Spaghetti Alla Gricia Di Claudio Gargioli
Gricia is sometimes described as carbonara minus the egg, or amatriciana without the tomato, but such descriptions fail to acknowledge that spaghetti alla gricia is a pure and satisfying dish all on its own. It’s likely that some form of gricia came before those of others, introduced by immigrants arriving from the Apennies, and was modified when it reached the Italian capital. In our opinion, you can find the finest incarnation at Armando al Pantheon, a trattoria located a mere hundred feet from the Pantheon.
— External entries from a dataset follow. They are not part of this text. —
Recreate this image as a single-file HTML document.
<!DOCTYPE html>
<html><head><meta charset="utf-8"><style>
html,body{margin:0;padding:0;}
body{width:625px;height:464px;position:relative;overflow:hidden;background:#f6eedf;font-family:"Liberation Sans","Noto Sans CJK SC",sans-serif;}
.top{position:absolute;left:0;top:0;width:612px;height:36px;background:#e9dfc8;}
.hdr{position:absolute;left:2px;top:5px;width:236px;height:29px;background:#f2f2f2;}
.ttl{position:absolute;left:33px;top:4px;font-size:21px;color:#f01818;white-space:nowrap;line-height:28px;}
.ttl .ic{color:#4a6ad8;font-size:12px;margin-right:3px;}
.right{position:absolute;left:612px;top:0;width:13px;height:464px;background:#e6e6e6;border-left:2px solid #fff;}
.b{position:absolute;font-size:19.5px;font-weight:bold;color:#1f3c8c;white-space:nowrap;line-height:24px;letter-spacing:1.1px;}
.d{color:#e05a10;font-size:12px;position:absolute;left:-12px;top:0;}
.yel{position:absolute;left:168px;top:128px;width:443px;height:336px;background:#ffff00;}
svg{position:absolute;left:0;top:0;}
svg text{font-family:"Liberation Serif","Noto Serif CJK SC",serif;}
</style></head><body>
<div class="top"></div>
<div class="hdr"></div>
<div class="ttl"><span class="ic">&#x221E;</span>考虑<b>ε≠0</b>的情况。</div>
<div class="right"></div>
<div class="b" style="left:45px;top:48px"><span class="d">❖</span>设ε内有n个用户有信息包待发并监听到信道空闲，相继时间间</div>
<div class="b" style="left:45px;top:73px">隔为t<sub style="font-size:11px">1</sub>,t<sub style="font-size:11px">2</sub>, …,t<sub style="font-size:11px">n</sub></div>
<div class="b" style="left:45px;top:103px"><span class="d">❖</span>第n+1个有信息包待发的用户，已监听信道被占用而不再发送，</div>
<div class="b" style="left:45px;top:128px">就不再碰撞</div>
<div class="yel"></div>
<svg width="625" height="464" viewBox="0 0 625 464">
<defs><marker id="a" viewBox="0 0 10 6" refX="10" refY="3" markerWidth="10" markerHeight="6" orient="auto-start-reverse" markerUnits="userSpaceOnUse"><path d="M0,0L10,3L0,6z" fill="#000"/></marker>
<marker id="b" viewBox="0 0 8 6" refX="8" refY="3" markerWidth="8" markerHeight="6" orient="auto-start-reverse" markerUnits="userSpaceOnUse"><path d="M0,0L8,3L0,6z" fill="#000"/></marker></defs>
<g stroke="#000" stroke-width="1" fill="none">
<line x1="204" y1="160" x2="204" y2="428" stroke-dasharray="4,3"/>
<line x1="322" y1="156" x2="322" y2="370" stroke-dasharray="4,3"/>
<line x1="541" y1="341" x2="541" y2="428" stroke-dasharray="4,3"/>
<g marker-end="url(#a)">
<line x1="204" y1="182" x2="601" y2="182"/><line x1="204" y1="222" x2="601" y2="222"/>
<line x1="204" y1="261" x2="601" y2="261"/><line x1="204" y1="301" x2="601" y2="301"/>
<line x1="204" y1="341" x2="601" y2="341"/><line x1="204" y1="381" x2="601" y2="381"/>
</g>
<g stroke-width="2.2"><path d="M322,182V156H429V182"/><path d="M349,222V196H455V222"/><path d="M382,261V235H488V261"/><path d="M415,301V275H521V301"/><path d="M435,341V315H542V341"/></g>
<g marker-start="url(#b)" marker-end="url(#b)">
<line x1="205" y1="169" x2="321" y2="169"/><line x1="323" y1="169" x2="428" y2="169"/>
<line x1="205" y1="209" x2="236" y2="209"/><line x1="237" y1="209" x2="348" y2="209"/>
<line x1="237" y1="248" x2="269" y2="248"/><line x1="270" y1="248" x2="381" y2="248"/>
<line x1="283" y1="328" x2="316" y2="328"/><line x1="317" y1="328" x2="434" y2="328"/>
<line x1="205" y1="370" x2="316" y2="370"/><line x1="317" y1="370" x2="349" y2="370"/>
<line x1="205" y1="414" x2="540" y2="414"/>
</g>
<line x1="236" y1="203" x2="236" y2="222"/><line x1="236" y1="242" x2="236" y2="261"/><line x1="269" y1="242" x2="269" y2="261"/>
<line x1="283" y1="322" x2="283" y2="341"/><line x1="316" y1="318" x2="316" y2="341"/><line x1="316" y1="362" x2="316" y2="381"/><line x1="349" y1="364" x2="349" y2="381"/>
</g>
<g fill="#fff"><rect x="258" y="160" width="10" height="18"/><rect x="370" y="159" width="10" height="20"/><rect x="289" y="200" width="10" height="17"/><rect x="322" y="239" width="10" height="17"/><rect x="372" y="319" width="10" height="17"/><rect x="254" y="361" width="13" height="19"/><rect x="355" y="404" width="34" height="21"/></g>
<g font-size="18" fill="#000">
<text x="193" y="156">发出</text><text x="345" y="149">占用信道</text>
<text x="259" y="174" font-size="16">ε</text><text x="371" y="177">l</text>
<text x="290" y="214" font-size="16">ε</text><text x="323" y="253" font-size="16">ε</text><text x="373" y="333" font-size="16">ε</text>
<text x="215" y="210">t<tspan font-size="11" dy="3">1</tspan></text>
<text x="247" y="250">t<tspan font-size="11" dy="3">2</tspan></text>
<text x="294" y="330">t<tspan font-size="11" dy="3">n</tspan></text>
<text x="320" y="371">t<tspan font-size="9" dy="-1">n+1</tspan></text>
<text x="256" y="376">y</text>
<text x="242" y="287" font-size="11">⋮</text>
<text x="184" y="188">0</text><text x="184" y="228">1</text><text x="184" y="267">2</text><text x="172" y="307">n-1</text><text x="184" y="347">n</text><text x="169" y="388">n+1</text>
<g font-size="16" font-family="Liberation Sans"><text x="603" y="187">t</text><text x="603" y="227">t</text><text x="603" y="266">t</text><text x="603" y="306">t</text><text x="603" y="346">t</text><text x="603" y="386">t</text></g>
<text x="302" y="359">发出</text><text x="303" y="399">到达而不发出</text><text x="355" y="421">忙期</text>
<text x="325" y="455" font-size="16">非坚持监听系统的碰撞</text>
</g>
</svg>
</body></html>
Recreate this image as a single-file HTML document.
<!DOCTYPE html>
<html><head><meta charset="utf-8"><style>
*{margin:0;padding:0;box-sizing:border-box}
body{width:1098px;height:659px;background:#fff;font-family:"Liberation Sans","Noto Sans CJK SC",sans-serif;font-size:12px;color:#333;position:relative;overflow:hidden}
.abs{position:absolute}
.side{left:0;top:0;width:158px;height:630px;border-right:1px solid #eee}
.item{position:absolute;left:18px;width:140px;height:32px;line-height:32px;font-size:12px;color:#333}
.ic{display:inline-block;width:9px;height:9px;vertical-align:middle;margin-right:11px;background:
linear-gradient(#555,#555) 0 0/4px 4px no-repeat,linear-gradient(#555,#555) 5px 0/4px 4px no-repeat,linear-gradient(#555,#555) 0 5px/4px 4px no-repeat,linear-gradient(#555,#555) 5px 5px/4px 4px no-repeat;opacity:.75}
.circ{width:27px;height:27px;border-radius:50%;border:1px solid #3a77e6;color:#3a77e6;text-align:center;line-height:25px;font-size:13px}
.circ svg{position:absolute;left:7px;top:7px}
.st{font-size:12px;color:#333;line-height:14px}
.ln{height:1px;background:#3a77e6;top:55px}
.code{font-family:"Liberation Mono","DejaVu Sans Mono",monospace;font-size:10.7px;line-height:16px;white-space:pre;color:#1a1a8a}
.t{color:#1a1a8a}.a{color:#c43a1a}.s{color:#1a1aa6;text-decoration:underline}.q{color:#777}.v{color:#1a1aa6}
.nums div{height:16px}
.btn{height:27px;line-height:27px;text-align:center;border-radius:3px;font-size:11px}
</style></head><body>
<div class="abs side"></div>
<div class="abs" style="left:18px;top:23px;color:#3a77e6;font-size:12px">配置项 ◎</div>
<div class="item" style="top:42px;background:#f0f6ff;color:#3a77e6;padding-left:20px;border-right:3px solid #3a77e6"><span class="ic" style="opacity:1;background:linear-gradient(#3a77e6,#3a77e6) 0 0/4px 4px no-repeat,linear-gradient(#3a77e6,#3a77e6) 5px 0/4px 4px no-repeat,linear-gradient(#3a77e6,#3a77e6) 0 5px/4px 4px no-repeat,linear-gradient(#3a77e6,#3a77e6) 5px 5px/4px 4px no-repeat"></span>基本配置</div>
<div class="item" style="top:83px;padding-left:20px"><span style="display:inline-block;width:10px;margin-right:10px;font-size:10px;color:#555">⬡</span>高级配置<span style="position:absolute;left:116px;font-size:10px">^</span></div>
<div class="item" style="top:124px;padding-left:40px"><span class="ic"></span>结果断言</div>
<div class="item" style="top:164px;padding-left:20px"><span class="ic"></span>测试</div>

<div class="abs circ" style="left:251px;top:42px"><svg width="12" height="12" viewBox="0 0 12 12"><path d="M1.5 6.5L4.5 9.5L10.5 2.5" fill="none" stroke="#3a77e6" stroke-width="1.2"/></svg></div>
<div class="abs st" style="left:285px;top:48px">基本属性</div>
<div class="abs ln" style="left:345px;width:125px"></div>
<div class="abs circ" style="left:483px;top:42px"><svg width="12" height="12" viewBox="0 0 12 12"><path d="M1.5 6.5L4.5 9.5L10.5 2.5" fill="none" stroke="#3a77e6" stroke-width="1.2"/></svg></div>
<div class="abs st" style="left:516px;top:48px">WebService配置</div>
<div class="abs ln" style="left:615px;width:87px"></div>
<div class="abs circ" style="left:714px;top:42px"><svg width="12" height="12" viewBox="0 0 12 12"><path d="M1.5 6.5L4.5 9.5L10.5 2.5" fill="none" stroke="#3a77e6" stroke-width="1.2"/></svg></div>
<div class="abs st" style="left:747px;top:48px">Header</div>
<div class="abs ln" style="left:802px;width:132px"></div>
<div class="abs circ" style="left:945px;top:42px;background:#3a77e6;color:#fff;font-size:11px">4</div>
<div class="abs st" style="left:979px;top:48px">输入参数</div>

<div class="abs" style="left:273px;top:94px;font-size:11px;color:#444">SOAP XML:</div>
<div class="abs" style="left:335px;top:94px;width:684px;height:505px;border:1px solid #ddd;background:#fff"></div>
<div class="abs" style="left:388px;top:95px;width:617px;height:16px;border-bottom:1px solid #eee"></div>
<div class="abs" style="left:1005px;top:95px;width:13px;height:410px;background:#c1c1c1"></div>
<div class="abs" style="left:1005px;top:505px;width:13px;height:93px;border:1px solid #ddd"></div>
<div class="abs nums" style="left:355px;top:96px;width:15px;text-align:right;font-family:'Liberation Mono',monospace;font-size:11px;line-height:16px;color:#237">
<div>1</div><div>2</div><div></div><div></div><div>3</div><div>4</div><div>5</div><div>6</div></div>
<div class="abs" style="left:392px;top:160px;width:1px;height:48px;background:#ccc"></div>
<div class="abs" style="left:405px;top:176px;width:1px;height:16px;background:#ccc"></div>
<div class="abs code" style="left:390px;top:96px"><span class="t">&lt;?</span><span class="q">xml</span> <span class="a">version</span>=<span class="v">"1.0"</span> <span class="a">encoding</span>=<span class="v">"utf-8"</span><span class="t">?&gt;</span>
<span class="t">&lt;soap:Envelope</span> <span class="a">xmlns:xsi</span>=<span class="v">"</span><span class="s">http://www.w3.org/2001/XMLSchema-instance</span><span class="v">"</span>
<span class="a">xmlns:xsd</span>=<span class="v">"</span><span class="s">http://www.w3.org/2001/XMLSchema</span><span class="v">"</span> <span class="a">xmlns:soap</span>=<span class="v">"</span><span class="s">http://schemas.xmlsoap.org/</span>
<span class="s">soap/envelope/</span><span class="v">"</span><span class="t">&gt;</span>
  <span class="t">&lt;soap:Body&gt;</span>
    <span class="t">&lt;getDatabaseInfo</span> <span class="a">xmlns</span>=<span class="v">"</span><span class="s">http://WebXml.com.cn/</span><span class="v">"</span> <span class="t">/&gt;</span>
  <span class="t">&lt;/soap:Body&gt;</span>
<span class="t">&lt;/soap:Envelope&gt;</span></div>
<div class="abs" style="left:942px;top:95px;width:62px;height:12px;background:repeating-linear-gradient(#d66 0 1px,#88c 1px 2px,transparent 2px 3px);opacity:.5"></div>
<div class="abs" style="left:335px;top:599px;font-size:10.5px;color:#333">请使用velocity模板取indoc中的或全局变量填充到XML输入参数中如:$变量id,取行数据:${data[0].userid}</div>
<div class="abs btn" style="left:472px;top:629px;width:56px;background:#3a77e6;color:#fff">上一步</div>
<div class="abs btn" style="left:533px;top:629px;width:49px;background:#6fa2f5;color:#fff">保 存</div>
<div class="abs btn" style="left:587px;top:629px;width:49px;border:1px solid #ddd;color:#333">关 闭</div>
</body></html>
When Armando Gargioli opened this spot in 1961, the tables were filled with the city’s politicians and poets. Today, this audience shares space with hungry tourists, too, who come to one of the few remaining trattorias in central Rome where high standards of quality are maintained. The secret to Armando’s gricia, now dutifully reproduced by his son Claudio, is white wine, which infuses the savory guanciale.
- Sea Salt
- 1 pound Spaghetti
- 1 teaspoon olive oil extra virgin
- 7 ounces guanciale cut into 1 ½ x ½ - inch strips
- 1/2 cup white wine
- 1 cup Pecorino Romano grated
- Freshly ground black pepper
Bring a large pot of water to a rolling boil over high heat. Salt the water. When the salt dissolved, add the pasta and cook until very al dente. Drain, reserving the cooking water.
Heat the olive oil in a large skillet over low heat. When the oil begins to shimmer, add the guanciale and cook, stirring, until golden brown, about 8 minutes. Add the white wine and cook until the alcohol aroma dissipates, about a minute more.
Add a small ladle of the pasta cooking water to the skillet with the guanciale and bring to a simmer. Add the pasta and another small ladle of its cooking water to the pan with the guanciale. Cook over medium-high heat, stirring vigorously, until a thick sauce forms, adding more water if necessary to achieve the desired consistency.
Remove the skillet from the heat, add ¾ cup of the pecorino romano, and mix thoroughly. Season to taste.
Plate and sprinkle each portion with some of the remaining pecorino romano and pepper to taste. Serve immediately.